9.1 Evaluating the Need for a Service Mesh: Problem-Solution Fit
A service mesh is a powerful solution, but it is not a universal one. Organizations should critically evaluate whether they are experiencing the problems that a service mesh is designed to solve. If an organization has a small number of services, lacks strict security or compliance requirements, or is comfortable with the trade-offs of library-based approaches, the complexity and overhead of a service mesh may not be justified.11
Adoption should be driven by clear and compelling business or technical needs, such as:
- Security and Compliance Mandates: When there is a top-down requirement to implement a zero-trust network architecture, with end-to-end encryption (mTLS) and strong, verifiable workload identities for all services. This is often a primary driver in regulated industries like finance and healthcare.63
- Operational Scalability Challenges: When the number of microservices and development teams grows to a point where it becomes impossible to consistently and manually manage reliability patterns (like retries and timeouts) and security policies across the entire fleet. The service mesh provides the centralized control plane needed to manage this complexity at scale.1
- Improving Developer Velocity: When an organization wants to accelerate feature delivery by offloading the burden of complex networking and security concerns from application developers to a dedicated platform team. This allows developers to focus on business logic, their core competency.5
9.2 A Phased Adoption Strategy
A “big bang” or all-or-nothing adoption of a service mesh across an entire organization is highly risky and rarely successful. A more prudent and effective approach is a gradual, value-driven, and phased adoption strategy.61
A recommended phased approach could look like this:
- Phase 1: Ingress and Observability (Gain Visibility): Begin by deploying the service mesh’s ingress gateway to manage traffic entering the cluster. At the same time, inject sidecars into a few non-critical services to gain immediate observability. This phase provides immediate value by offering a centralized point of control for ingress traffic and deep visibility into service behavior, without yet altering the complex web of inter-service (east-west) communication.

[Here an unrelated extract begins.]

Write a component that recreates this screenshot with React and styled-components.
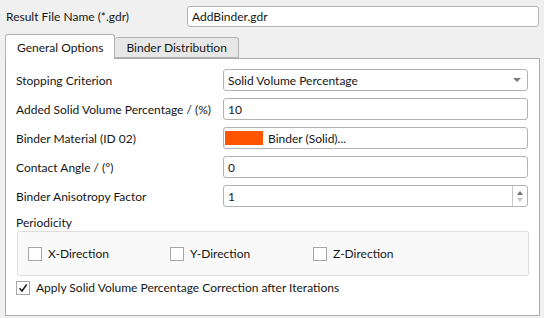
import React from "react";
import styled, { createGlobalStyle } from "styled-components";

const Global = createGlobalStyle`
  html, body { margin: 0; padding: 0; background: #f0f0f0; }
  body { font-family: Lato, "Liberation Sans", sans-serif; font-size: 12px; color: #161616; }
  * { box-sizing: border-box; }
`;

const Page = styled.div`
  width: 544px;
  height: 318px;
  padding: 6px 5px 0 5px;
  display: flex;
  flex-direction: column;
  overflow: hidden;
`;

const TopRow = styled.div`
  display: flex;
  align-items: center;
  height: 21px;
`;

const TopLabel = styled.div`
  width: 182px;
  padding-left: 1px;
`;

const TextField = styled.div`
  flex: 1;
  height: ${(p) => p.$h || 22}px;
  background: #fff;
  border: 1px solid #b3b3b3;
  border-radius: 3px;
  display: flex;
  align-items: center;
  padding-left: 4px;
  position: relative;
  white-space: nowrap;
`;

const TabBar = styled.div`
  display: flex;
  align-items: flex-end;
  margin-top: 7px;
  height: 24px;
  position: relative;
  z-index: 1;
`;

const Tab = styled.div`
  height: ${(p) => (p.$active ? 25 : 21)}px;
  margin-bottom: ${(p) => (p.$active ? -1 : 0)}px;
  padding: 0 11px;
  display: flex;
  align-items: center;
  background: ${(p) => (p.$active ? "#fff" : "#e7e7e7")};
  border: 1px solid #b3b3b3;
  border-bottom: ${(p) => (p.$active ? "none" : "1px solid #b3b3b3")};
  border-left: ${(p) => (p.$first ? "1px solid #b3b3b3" : "none")};
  border-radius: 3px 3px 0 0;
`;

const Panel = styled.div`
  width: 535px;
  height: 258px;
  background: #fff;
  border: 1px solid #ababab;
  padding: 10px 11px 0 10px;
  display: flex;
  flex-direction: column;
`;

const FormRow = styled.div`
  display: flex;
  align-items: center;
  margin-bottom: 7px;
`;

const Label = styled.div`
  width: 207px;
  white-space: nowrap;
`;

const Arrow = styled.span`
  position: absolute;
  right: 6px;
  top: 8px;
  width: 0;
  height: 0;
  border-left: 4px solid transparent;
  border-right: 4px solid transparent;
  border-top: 4px solid #7a7a7a;
`;

const Swatch = styled.span`
  width: 38px;
  height: 14px;
  background: #ff5500;
  margin-left: -3px;
  margin-right: 5px;
`;

const Spin = styled.div`
  position: absolute;
  right: 0;
  top: 0;
  bottom: 0;
  width: 15px;
  border-left: 1px solid #c8c8c8;
  display: flex;
  flex-direction: column;
  align-items: center;
  justify-content: center;
  gap: 3px;
`;

const SpinArrow = styled.span`
  width: 0;
  height: 0;
  border-left: 3.5px solid transparent;
  border-right: 3.5px solid transparent;
  ${(p) =>
    p.$up
      ? `border-bottom: 4px solid #6e6e6e;`
      : `border-top: 4px solid #c4c4c4;`}
`;

const SectionLabel = styled.div`
  height: 16px;
  display: flex;
  align-items: center;
`;

const Group = styled.div`
  margin-top: 1px;
  margin-left: 1px;
  width: 512px;
  height: 45px;
  background: #f9f9f9;
  border: 1px solid #dedede;
  border-radius: 2px;
  display: flex;
  align-items: center;
  padding-left: 10px;
`;

const CheckItem = styled.label`
  display: flex;
  align-items: center;
  width: ${(p) => p.$w || "auto"};
  gap: 6px;
`;

const Box = styled.span`
  width: 14px;
  height: 14px;
  border: 1px solid #a6a6a6;
  background: #fff;
  display: flex;
  align-items: center;
  justify-content: center;
`;

const ApplyRow = styled.div`
  margin-top: 4px;
`;

const Check = ({ checked }) => (
  <Box>
    {checked && (
      <svg width="10" height="10" viewBox="0 0 10 10">
        <path d="M1.5 5.2 L4 8 L8.7 1.5" fill="none" stroke="#1a1a1a" strokeWidth="1.5" />
      </svg>
    )}
  </Box>
);

export default function App() {
  return (
    <>
      <Global />
      <Page>
        <TopRow>
          <TopLabel>Result File Name (*.gdr)</TopLabel>
          <TextField $h={21}>AddBinder.gdr</TextField>
        </TopRow>
        <TabBar>
          <Tab $active $first>General Options</Tab>
          <Tab>Binder Distribution</Tab>
        </TabBar>
        <Panel>
          <FormRow>
            <Label>Stopping Criterion</Label>
            <TextField>
              Solid Volume Percentage
              <Arrow />
            </TextField>
          </FormRow>
          <FormRow>
            <Label>Added Solid Volume Percentage / (%)</Label>
            <TextField>10</TextField>
          </FormRow>
          <FormRow>
            <Label>Binder Material (ID 02)</Label>
            <TextField>
              <Swatch />
              Binder (Solid)...
            </TextField>
          </FormRow>
          <FormRow>
            <Label>Contact Angle / (°)</Label>
            <TextField>0</TextField>
          </FormRow>
          <FormRow>
            <Label>Binder Anisotropy Factor</Label>
            <TextField>
              1
              <Spin>
                <SpinArrow $up />
                <SpinArrow />
              </Spin>
            </TextField>
          </FormRow>
          <SectionLabel>Periodicity</SectionLabel>
          <Group>
            <CheckItem $w="142px">
              <Check /> X-Direction
            </CheckItem>
            <CheckItem $w="143px">
              <Check /> Y-Direction
            </CheckItem>
            <CheckItem>
              <Check /> Z-Direction
            </CheckItem>
          </Group>
          <ApplyRow>
            <CheckItem>
              <Check checked /> Apply Solid Volume Percentage Correction after Iterations
            </CheckItem>
          </ApplyRow>
        </Panel>
      </Page>
    </>
  );
}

- Phase 2: Security (Establish Trust): The next step is to enable automatic mTLS across the mesh, but in PERMISSIVE mode. This mode allows services to accept both encrypted mTLS traffic and plaintext traffic, ensuring that existing communications are not broken. This provides a quick and significant win for security and compliance teams by encrypting a large portion of traffic without risking an outage.
- Phase 3: Reliability (Enhance Resilience): Once a baseline of security and observability is established, begin to selectively introduce traffic management features. Start by applying simple, high-value resiliency patterns like retries and timeouts to a few critical services. Use the observability data from Phase 1 to identify which services would benefit most.

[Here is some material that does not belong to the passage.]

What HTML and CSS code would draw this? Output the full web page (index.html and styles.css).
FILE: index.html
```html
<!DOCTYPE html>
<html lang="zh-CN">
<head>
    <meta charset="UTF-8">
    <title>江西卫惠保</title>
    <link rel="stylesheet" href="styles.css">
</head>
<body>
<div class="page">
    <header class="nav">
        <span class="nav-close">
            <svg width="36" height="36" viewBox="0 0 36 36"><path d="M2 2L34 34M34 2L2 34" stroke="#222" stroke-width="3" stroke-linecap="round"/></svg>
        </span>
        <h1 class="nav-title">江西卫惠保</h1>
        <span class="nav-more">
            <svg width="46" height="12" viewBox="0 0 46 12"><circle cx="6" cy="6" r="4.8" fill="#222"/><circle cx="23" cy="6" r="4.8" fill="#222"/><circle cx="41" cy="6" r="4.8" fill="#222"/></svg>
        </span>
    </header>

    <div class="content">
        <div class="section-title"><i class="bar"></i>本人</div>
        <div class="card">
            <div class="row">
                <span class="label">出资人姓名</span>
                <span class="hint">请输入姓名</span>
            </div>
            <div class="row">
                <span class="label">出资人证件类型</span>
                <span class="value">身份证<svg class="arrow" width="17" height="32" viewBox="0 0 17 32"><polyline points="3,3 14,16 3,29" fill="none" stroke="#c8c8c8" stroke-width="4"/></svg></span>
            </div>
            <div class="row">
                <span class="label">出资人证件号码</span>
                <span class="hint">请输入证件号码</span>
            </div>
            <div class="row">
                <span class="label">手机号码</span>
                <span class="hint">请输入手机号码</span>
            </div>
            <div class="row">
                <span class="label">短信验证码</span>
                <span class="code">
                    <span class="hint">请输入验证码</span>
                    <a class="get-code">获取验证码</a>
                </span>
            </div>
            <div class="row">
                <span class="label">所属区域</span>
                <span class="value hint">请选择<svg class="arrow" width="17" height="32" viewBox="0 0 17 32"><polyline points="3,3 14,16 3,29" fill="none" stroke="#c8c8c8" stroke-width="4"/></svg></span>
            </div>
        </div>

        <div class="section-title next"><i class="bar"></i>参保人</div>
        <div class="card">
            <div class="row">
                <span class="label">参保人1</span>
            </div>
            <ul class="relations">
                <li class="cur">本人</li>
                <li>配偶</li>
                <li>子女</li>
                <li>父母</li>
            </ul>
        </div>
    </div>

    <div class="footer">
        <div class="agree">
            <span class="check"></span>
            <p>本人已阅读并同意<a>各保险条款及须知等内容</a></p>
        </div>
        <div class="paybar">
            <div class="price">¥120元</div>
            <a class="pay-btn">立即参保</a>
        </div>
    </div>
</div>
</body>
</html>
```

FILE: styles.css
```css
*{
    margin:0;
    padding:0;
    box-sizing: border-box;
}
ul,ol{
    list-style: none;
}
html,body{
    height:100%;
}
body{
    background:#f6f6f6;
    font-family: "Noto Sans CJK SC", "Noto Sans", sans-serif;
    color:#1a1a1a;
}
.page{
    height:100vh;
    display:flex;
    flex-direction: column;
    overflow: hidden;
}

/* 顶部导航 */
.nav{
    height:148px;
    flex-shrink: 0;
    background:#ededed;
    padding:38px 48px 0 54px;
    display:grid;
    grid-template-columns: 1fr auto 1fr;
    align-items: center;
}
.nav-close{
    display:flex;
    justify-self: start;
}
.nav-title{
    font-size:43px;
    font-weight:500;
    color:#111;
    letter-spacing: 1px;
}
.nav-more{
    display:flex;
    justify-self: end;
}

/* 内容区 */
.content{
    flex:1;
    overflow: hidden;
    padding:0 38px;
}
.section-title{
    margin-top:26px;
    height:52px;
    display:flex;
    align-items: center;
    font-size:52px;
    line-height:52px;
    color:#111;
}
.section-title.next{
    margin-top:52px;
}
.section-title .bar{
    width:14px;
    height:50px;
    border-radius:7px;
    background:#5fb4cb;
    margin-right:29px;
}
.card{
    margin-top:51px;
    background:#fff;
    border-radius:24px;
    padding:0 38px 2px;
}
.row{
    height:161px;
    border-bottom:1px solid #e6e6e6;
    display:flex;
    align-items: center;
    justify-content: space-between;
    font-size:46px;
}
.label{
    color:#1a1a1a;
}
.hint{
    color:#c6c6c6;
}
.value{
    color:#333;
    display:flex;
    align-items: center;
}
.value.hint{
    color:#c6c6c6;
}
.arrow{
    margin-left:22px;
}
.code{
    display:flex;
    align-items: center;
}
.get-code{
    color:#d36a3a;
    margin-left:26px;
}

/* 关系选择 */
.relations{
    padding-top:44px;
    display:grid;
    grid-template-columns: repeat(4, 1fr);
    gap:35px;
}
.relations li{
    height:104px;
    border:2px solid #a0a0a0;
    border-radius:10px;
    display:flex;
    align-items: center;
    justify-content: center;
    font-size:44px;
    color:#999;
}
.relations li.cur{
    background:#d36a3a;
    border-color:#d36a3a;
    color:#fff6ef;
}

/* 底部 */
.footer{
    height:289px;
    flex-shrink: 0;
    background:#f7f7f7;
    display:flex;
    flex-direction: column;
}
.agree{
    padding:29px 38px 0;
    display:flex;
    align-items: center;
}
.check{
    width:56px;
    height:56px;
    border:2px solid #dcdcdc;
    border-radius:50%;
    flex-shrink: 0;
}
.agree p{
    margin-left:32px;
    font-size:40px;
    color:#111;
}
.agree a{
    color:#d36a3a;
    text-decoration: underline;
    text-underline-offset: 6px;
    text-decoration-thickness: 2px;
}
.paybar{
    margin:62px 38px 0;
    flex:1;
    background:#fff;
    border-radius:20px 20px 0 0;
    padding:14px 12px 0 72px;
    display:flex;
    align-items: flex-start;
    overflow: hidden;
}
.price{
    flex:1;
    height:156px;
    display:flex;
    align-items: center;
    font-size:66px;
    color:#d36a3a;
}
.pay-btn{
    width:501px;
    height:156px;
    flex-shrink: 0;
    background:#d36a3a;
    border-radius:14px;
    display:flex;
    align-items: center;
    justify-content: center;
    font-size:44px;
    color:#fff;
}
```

- Phase 4: Full Adoption and Advanced Policies: With confidence in the mesh’s stability and operation, move the mTLS policy to STRICT mode, enforcing encryption for all internal traffic. At this stage, the organization can begin to leverage the full power of the service mesh by implementing advanced features like fine-grained AuthorizationPolicies, canary deployments, and fault injection for chaos engineering experiments.

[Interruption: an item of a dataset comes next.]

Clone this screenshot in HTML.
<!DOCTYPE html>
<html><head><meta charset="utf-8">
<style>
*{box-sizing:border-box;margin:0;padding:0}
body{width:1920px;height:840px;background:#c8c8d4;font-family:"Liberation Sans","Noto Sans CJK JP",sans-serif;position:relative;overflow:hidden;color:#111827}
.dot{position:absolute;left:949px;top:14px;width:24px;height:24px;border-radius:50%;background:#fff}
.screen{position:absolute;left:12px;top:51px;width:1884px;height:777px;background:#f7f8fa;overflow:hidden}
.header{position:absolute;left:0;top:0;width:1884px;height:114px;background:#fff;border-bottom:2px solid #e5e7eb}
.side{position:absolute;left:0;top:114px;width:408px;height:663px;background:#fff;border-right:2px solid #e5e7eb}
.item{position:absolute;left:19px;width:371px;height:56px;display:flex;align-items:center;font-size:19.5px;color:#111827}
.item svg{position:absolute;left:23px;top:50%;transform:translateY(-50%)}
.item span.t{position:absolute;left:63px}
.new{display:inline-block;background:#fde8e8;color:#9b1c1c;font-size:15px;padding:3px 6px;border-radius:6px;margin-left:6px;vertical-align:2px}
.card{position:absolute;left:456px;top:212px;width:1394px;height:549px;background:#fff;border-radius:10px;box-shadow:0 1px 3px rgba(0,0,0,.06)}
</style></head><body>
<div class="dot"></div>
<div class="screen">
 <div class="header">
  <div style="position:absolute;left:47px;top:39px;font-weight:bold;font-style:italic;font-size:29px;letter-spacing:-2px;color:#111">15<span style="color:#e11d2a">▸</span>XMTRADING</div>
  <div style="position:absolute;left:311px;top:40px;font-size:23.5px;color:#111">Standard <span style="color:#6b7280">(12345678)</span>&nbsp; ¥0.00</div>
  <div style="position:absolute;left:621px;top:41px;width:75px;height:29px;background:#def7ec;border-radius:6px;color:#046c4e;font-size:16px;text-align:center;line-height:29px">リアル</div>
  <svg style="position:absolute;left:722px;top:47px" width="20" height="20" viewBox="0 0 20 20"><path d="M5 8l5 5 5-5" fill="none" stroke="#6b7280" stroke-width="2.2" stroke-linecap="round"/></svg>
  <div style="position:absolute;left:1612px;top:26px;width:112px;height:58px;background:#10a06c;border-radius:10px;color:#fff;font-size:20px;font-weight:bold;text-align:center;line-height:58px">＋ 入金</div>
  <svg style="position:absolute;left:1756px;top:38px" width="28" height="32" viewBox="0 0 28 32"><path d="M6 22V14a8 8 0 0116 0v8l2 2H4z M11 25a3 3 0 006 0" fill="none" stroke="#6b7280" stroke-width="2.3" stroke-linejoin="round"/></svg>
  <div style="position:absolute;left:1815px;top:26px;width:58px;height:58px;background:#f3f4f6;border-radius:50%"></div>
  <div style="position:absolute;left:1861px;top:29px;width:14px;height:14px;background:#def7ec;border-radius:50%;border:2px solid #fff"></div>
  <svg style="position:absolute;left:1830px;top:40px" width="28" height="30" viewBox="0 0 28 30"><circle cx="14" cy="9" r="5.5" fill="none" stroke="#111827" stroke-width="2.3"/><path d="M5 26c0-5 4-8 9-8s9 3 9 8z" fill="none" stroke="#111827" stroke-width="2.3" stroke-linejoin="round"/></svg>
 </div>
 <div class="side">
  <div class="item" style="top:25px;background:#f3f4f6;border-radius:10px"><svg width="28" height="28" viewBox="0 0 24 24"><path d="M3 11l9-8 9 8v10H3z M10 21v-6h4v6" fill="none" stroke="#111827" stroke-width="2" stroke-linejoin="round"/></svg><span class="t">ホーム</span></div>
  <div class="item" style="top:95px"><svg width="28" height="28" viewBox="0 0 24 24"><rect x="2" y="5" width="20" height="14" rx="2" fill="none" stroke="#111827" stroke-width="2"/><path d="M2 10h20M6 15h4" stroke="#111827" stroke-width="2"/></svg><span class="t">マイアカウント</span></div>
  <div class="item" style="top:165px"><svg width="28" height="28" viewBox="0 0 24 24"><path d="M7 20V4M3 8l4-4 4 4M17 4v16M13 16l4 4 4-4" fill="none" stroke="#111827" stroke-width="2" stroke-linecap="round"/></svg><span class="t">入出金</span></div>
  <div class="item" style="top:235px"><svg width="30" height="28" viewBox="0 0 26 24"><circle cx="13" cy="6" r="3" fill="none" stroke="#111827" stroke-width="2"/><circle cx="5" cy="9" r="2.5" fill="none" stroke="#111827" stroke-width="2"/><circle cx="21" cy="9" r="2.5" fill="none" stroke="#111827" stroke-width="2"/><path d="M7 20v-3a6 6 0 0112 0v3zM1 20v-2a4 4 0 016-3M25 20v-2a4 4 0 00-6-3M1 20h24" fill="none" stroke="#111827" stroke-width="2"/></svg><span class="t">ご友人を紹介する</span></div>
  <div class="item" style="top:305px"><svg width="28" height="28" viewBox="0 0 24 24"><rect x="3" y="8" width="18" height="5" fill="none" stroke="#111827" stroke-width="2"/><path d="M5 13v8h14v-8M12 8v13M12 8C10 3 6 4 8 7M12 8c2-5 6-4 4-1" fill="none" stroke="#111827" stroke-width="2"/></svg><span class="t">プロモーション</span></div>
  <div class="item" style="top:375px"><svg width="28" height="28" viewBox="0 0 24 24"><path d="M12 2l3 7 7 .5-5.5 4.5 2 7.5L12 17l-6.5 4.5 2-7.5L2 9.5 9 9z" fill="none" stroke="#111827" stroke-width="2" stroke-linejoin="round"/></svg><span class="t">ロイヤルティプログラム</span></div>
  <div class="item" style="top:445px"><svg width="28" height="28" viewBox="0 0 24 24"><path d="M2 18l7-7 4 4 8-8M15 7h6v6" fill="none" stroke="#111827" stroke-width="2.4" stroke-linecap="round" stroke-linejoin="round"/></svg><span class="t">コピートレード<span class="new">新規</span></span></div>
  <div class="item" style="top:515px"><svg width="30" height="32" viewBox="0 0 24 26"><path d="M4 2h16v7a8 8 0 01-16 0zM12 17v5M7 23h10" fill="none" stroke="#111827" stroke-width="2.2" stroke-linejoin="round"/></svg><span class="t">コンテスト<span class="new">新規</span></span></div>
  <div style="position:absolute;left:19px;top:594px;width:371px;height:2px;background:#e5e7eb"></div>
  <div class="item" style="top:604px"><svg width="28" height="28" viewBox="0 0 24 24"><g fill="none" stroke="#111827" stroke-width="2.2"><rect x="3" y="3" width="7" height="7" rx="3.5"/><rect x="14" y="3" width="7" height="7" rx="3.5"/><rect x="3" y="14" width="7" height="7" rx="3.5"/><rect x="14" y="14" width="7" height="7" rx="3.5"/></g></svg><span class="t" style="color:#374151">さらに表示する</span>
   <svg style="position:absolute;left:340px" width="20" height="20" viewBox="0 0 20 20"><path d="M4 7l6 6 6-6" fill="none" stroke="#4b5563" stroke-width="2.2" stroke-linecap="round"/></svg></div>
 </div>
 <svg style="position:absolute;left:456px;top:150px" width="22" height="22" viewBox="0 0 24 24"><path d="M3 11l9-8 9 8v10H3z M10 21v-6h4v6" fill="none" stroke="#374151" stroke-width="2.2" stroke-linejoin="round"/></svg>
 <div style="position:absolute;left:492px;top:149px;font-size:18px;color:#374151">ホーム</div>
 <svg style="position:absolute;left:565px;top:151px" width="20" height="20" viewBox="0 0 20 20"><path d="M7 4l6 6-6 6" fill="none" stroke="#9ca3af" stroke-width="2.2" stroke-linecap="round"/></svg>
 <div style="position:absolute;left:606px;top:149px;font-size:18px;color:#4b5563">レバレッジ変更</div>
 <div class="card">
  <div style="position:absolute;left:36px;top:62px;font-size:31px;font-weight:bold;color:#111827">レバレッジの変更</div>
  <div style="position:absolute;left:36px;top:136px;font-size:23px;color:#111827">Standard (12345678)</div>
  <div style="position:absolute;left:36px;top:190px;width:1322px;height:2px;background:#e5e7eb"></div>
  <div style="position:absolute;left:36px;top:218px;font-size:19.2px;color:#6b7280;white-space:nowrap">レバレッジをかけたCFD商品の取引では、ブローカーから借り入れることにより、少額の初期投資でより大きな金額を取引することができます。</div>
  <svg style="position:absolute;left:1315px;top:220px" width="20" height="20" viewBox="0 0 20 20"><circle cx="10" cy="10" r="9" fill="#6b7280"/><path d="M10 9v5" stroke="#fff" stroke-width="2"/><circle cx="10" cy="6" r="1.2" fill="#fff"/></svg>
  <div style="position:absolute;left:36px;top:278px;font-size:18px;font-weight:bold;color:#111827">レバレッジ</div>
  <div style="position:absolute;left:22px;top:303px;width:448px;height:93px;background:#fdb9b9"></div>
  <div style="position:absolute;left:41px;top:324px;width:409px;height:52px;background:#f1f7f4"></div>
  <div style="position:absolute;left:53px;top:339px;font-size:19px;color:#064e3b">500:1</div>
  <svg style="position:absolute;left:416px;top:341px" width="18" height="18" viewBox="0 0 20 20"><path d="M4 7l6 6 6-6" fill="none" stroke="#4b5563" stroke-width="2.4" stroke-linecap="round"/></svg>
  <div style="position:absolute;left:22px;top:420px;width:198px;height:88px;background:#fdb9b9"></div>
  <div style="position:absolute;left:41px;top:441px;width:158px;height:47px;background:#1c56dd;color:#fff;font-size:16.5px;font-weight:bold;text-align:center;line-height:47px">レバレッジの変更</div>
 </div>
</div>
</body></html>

9.3 The Future of Service Mesh
The service mesh landscape is still evolving rapidly, driven by the real-world operational feedback from its users. Several key trends are shaping its future:
- Sidecar-less Architectures as the New Default: The move towards sidecar-less models, like Istio’s Ambient Mode, will likely become the standard for many use cases. These architectures offer a more efficient, less intrusive, and operationally simpler entry point to the service mesh, lowering the barrier to adoption.41
- The Rise of eBPF: The use of eBPF (Extended Berkeley Packet Filter) for high-performance networking at the kernel level is a significant trend. While some service meshes and CNIs are exploring and integrating eBPF for certain functions 3, the performance of modern user-space proxies like Envoy remains highly competitive. The debate over the optimal trade-offs between the flexibility of user-space and the raw performance of the kernel will continue to drive innovation.43
- Deeper Platform Integration and Blurring Lines: Over time, the service mesh will likely become less of a distinct, standalone product and more of a deeply integrated and expected feature of the underlying cloud-native platform. The lines between the CNI (Container Network Interface), which handles pod-to-pod connectivity, and the service mesh, which handles service-to-service communication, will continue to blur, leading to more unified networking solutions.
- Convergence with API Gateways: The functionalities of API Gateways (which traditionally manage north-south traffic entering the system) and service meshes (which manage east-west traffic within the system) are converging. The future points toward unified control planes that can manage and apply consistent policy to all application traffic, regardless of its origin or destination.3
9.4 Final Strategic Conclusion
The core promise of the service mesh has always been to abstract away the complex, cross-cutting concerns of distributed systems networking so that application developers do not have to solve them repeatedly.5 However, the first generation of service meshes, particularly with their complex sidecar management, often succeeded only in shifting this complexity from the application developer to a new bottleneck: the platform operations team.6 The ongoing evolution of the technology—towards sidecar-less models, simpler operational paradigms, and deeper platform integration—is a direct and necessary response to this “complexity tax”.41
The trajectory of the service mesh is, therefore, one of increasing invisibility. A truly mature and successful service mesh deployment is one that application developers are barely aware of, yet from which they benefit implicitly through higher reliability, built-in security, and rich observability data that appears “for free.” The ultimate success of a service mesh is measured not by its exhaustive list of features, but by the degree to which it becomes a transparent, reliable utility that accelerates developer velocity and strengthens the resilience of the applications it serves. The goal is to make the network “just work,” but in a way that is programmable, secure, and observable by default—transforming it from a source of complexity into a foundation for innovation.